Liberal Westernizers can’t assess perestroika
accurately because it arose from the CPSU apparatus; the patriot great power people
can’t because what Gorbachev did threatened their existence; and it turns out
that ordinary people all too often were misled by one or the other and did not value
the freedoms they were offered.
“But if there is in fact no nation
as a whole, then there are certainly no chances for the preservation of Russia
in the contemporary world.

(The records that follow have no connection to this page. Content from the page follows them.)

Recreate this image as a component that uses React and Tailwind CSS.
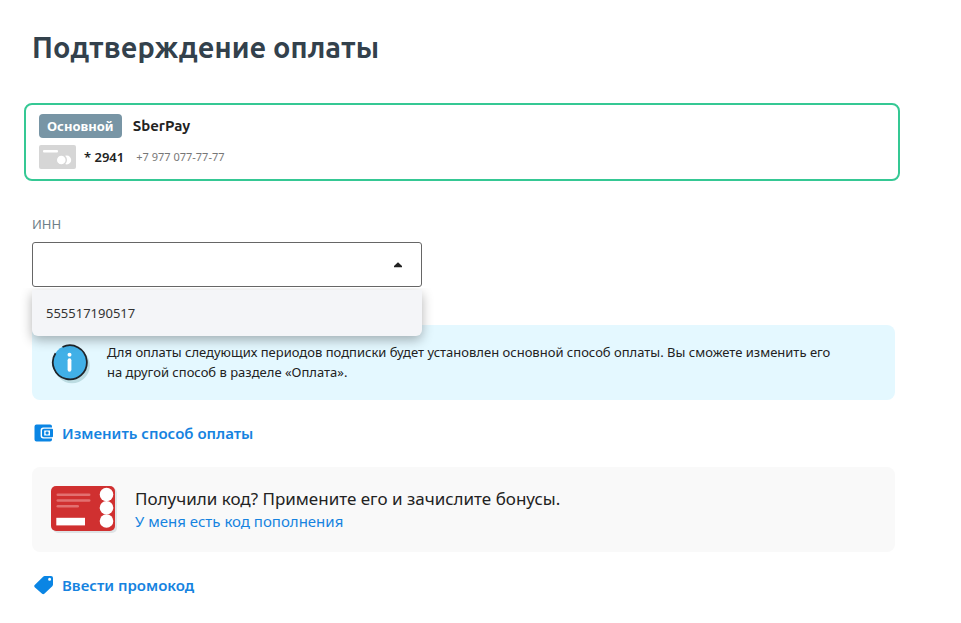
import { useState } from "react";

function CardIcon() {
  return (
    <svg width="37" height="24" viewBox="0 0 37 24" aria-hidden="true" className="shrink-0">
      <rect width="37" height="24" rx="2" fill="#d6d6d6" />
      <rect x="4" y="5" width="15" height="2.4" rx="1" fill="#fff" />
      <circle cx="27.8" cy="15" r="4.4" fill="#fff" />
      <circle cx="22.3" cy="15" r="5" fill="#fff" stroke="#d6d6d6" strokeWidth="1.4" />
    </svg>
  );
}

function InfoIcon() {
  return (
    <svg width="40" height="40" viewBox="0 0 40 40" aria-hidden="true" className="mt-0.5 shrink-0">
      <circle cx="21" cy="21.5" r="17.8" fill="#bcdce2" />
      <circle cx="18.5" cy="18.5" r="17" fill="#41b0e7" />
      <path d="M11.5 3 A17 17 0 1 1 4.5 9.2" fill="none" stroke="#1f2429" strokeWidth="1.8" />
      <circle cx="18.5" cy="10.7" r="2" fill="#fff" />
      <rect x="16.6" y="14.3" width="3.8" height="13.4" rx="1.9" fill="#fff" />
    </svg>
  );
}

function WalletIcon() {
  return (
    <svg width="20" height="20" viewBox="0 0 20 20" aria-hidden="true" className="shrink-0">
      <path
        d="M2.5 1.6H16Q18 1.6 18 3.6V4.6H9.2Q6.6 4.6 6.6 7.2V12.8Q6.6 15.4 9.2 15.4H18V16.6Q18 18.6 16 18.6H2.5Q.5 18.6 .5 16.6V3.6Q.5 1.6 2.5 1.6Z"
        fill="#0a85e4"
      />
      <path
        fillRule="evenodd"
        d="M9.8 5.8H18Q19 5.8 19 6.8V13.2Q19 14.2 18 14.2H9.8Q8 14.2 8 12.4V7.6Q8 5.8 9.8 5.8ZM10.2 7.6V12.4H16V7.6Z"
        fill="#0a85e4"
      />
      <rect x="11.6" y="8.6" width="3" height="2.8" rx="1" fill="#0a85e4" />
    </svg>
  );
}

function TagIcon() {
  return (
    <svg width="20" height="20" viewBox="0 0 20 20" aria-hidden="true" className="shrink-0">
      <path
        fillRule="evenodd"
        d="M10.7 1H17Q19 1 19 3V9.6Q19 10.5 18.3 11.2L10.3 18.8Q9.2 19.7 8.1 18.8L.7 12.2Q-.3 11.1 .7 10L9.1 1.7Q9.8 1 10.7 1ZM15.6 2.7A1.5 1.5 0 1 0 15.6 5.7A1.5 1.5 0 1 0 15.6 2.7Z"
        fill="#0a85e4"
      />
    </svg>
  );
}

function VoucherIcon() {
  return (
    <svg width="66" height="47" viewBox="0 0 66 47" aria-hidden="true" className="shrink-0">
      <rect x="2" y="2" width="64" height="45" rx="5" fill="#dfe3e5" />
      <rect width="64" height="45" rx="5" fill="#d03030" />
      <g fill="#e27070">
        <rect x="5.5" y="7.5" width="34" height="2.6" rx="1.3" />
        <rect x="5.5" y="13.2" width="34" height="2.6" rx="1.3" />
        <rect x="5.5" y="19" width="22.5" height="2.6" rx="1.3" />
      </g>
      <g fill="#fff">
        <rect x="5.3" y="31.8" width="28.7" height="7.6" />
        <circle cx="55.5" cy="8.5" r="6.8" />
        <circle cx="55.5" cy="21.7" r="6.8" />
        <circle cx="55.5" cy="35" r="6.8" />
      </g>
    </svg>
  );
}

export default function App() {
  const [open, setOpen] = useState(true);
  const [inn, setInn] = useState("");

  return (
    <main className="pt-[27px] pr-[66px] pb-7 pl-8 font-['Noto_Sans','Open_Sans',sans-serif] text-[#222]">
      <h1 className="font-[Ubuntu,'Noto_Sans',sans-serif] text-[29px] leading-10 font-bold text-[#33414c]">
        Подтверждение оплаты
      </h1>

      <section className="mt-9 -mr-[5px] -ml-2 flex flex-col gap-[7px] rounded-lg border-2 border-[#35c894] px-[13px] pt-[9px] pb-[10px]">
        <div className="flex items-center gap-[11px]">
          <span className="rounded bg-[#7895a5] px-2 text-[13px] leading-6 font-bold text-white">
            Основной
          </span>
          <strong className="font-[Ubuntu,'Noto_Sans',sans-serif] text-[15px] leading-6 font-bold">SberPay</strong>
        </div>
        <div className="flex items-center gap-2">
          <CardIcon />
          <span className="text-[13px] leading-6 font-semibold">* 2941</span>
          <span className="ml-1 text-[11px] leading-6 text-[#777]">+7 977 077-77-77</span>
        </div>
      </section>

      <div className="mt-[33px] max-w-[390px]">
        <label htmlFor="inn" className="block text-[13px] leading-5 text-[#6f7f88]">
          ИНН
        </label>
        <div className="relative mt-2">
          <div className="flex h-[45px] items-center rounded-[3px] border border-[#666] bg-white">
            <input
              id="inn"
              role="combobox"
              aria-expanded={open}
              aria-controls="inn-options"
              value={inn}
              onChange={(e) => setInn(e.target.value)}
              className="h-full min-w-0 flex-1 bg-transparent px-[14px] text-[13px] outline-none"
            />
            <button
              type="button"
              aria-label="Показать варианты"
              onClick={() => setOpen(!open)}
              className="flex h-full w-[46px] items-center justify-center"
            >
              <svg width="8" height="6" viewBox="0 0 8 6" aria-hidden="true">
                <path d="M4 0.3 L8 4 V5.3 H0 V4 Z" fill="#222" />
              </svg>
            </button>
          </div>
          {open && (
            <ul
              id="inn-options"
              role="listbox"
              aria-label="ИНН"
              className="absolute inset-x-0 top-full mt-[3px] rounded-b-md bg-[#f4f5f8] shadow-[0_4px_12px_rgba(0,0,0,0.3)] [clip-path:inset(-2px_-20px_-24px_-20px)]"
            >
              <li
                role="option"
                aria-selected={false}
                onClick={() => {
                  setInn("555517190517");
                  setOpen(false);
                }}
                className="px-[14px] py-[13px] text-[13px] leading-5 text-[#333]"
              >
                555517190517
              </li>
            </ul>
          )}
        </div>
      </div>

      <section className="mt-[38px] flex gap-4 rounded-lg bg-[#e4f8ff] px-[19px] pt-[17px] pb-4">
        <InfoIcon />
        <p className="max-w-[740px] text-[13px] leading-5">
          Для оплаты следующих периодов подписки будет установлен основной способ оплаты. Вы сможете изменить его
          на другой способ в разделе «Оплата».
        </p>
      </section>

      <a href="#method" className="mt-[21px] flex w-fit items-center gap-2 pl-0.5 text-[15px] leading-6 font-semibold text-[#1583e0]">
        <WalletIcon />
        Изменить способ оплаты
      </a>

      <section className="mt-[22px] flex items-center gap-[18px] rounded-lg bg-[#f9f9f9] px-[19px] py-[19px]">
        <VoucherIcon />
        <div>
          <p className="text-[17px] leading-[23px]">Получили код? Примените его и зачислите бонусы.</p>
          <a href="#code" className="block w-fit text-[15px] leading-[23px] text-[#1583e0]">
            У меня есть код пополнения
          </a>
        </div>
      </section>

      <a href="#promo" className="mt-[21px] flex w-fit items-center gap-2 pl-0.5 text-[15px] leading-6 font-semibold text-[#1583e0]">
        <TagIcon />
        Ввести промокод
      </a>
    </main>
  );
}
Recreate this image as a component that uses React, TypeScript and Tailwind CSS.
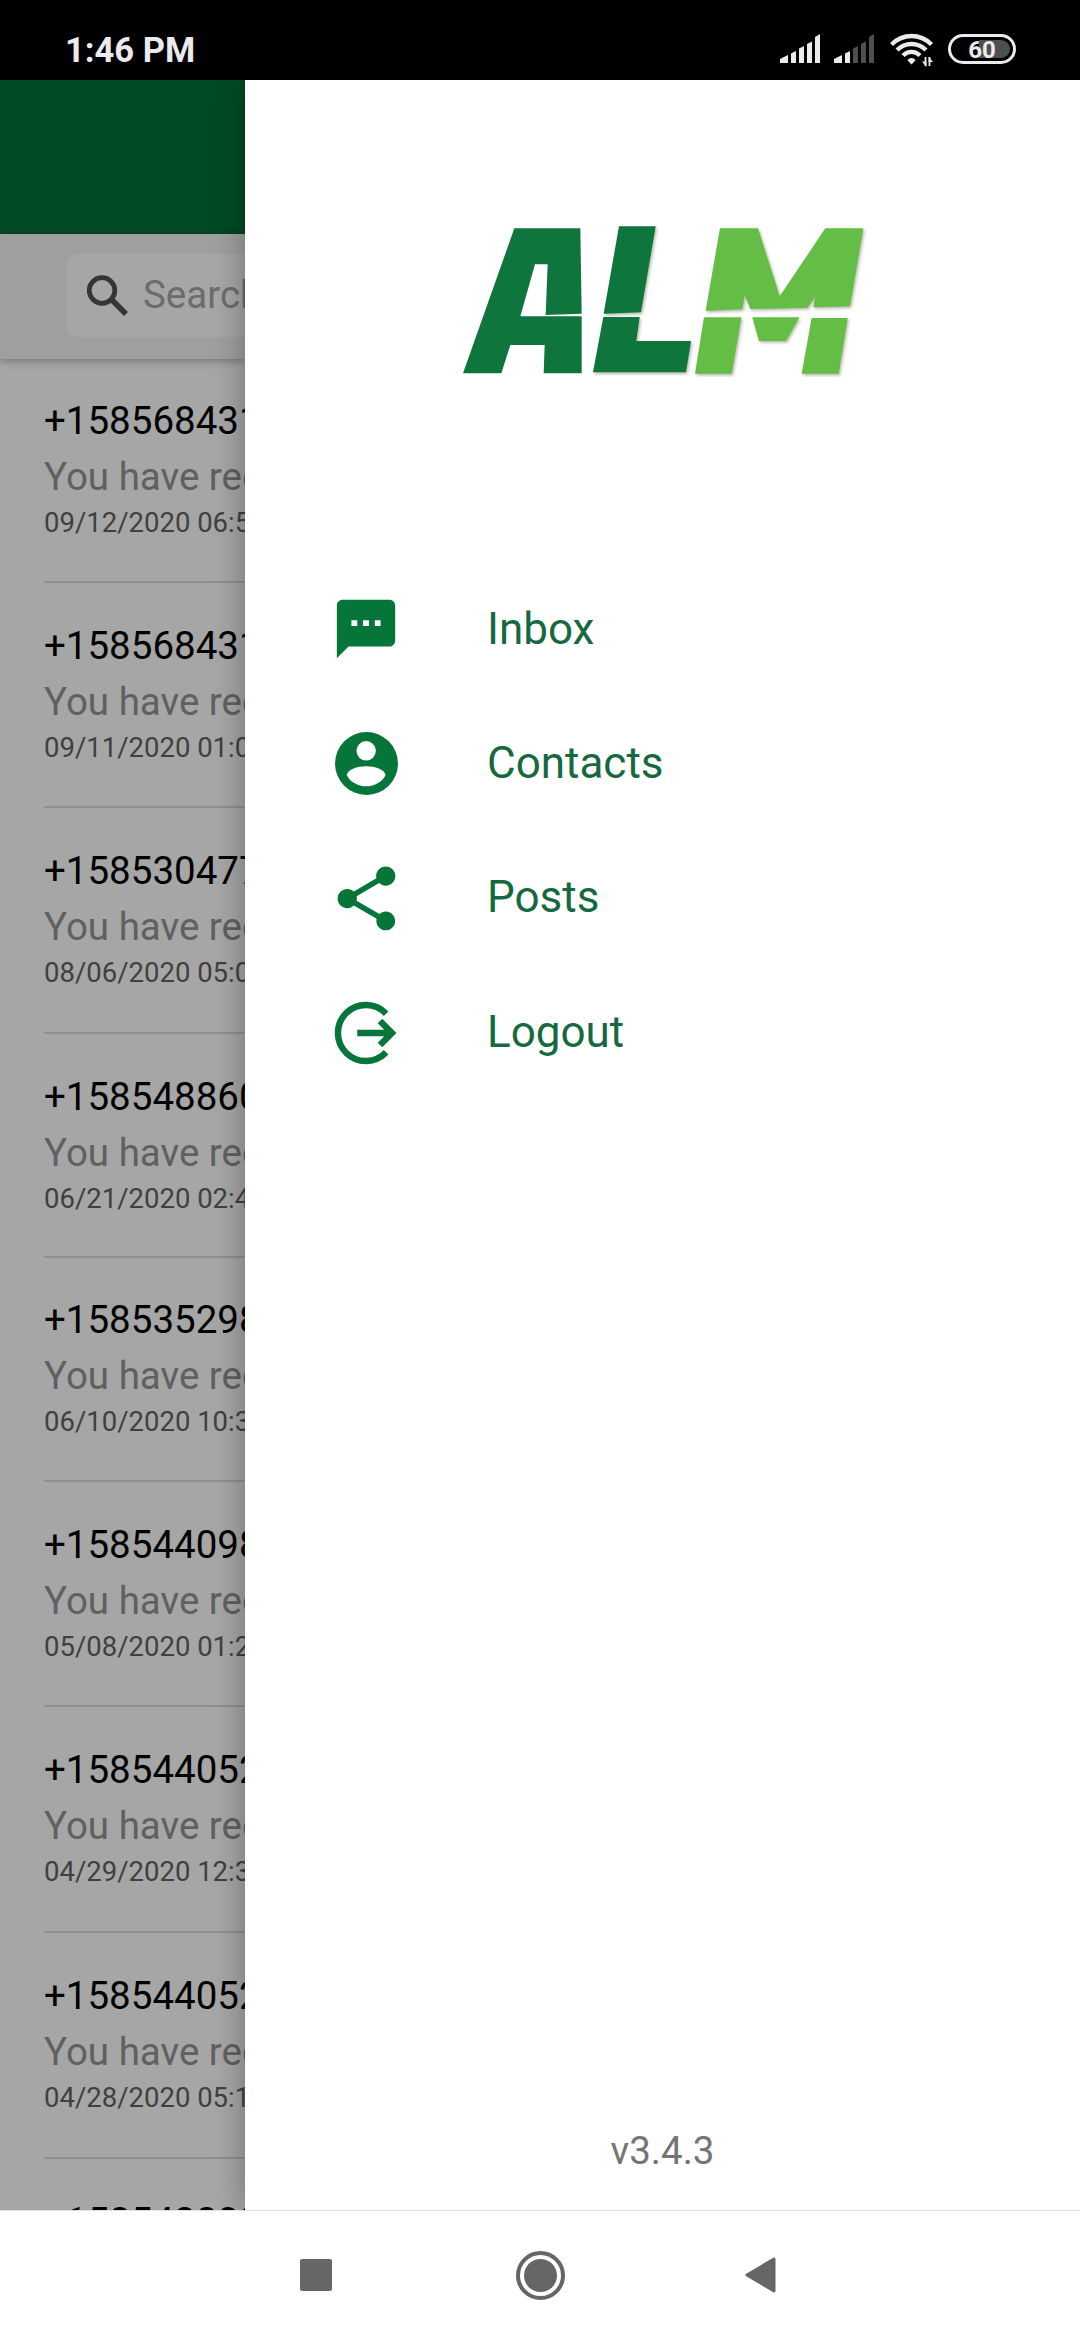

In a country where all, even the intelligentsia are
occupied only with unmasking invented conspiracies, anything at all can happen”
and that is far from a good thing.
According to Tsipko, “the tragedy of
the Russian intelligentsia as 1917 showed is that it is not able to value those
good things which exist” and thinks only about how to overcome the problems its
members see all around them, condemning those who they think have not done
enough to bring into existence the world they dream of.
“And many of us today do not think
how things could end with the coming to power in Russia of people who bow down to
the ideology of the Izborsky Club and who consider that Stalin’s repressions
were “’particularly beautiful’ and that Gorbachev is ‘a traitor’ and ‘an agent
of the CIA.’”
The first victims if devotees of the
Izborsky Club come to power will be from among the intelligentsia, Tsipko
says. Even now, “we observe that the stronger
Russian autocracy becomes, the fewer possibilities are for those who think and
the greater for those who reduce everything to the simplest terms.”
Such simple-minded approaches,
Tsipko warns, “with us are most often combined with aggressiveness and with the
desire to unmask enemies. But one should not forget that the present new
Russian desire, to divert Russia from the rails of European liberalism and rationalism,
is a desire for the impossible however seductive it may be.”
But if such people gain the upper
hand, he concludes, “then Russia which has crucified Gorbachev and his perestroika
will become the elder sister of North Korea. Do not forget,” he cautions, “that
we live in a country where the unthinkable is always possible.”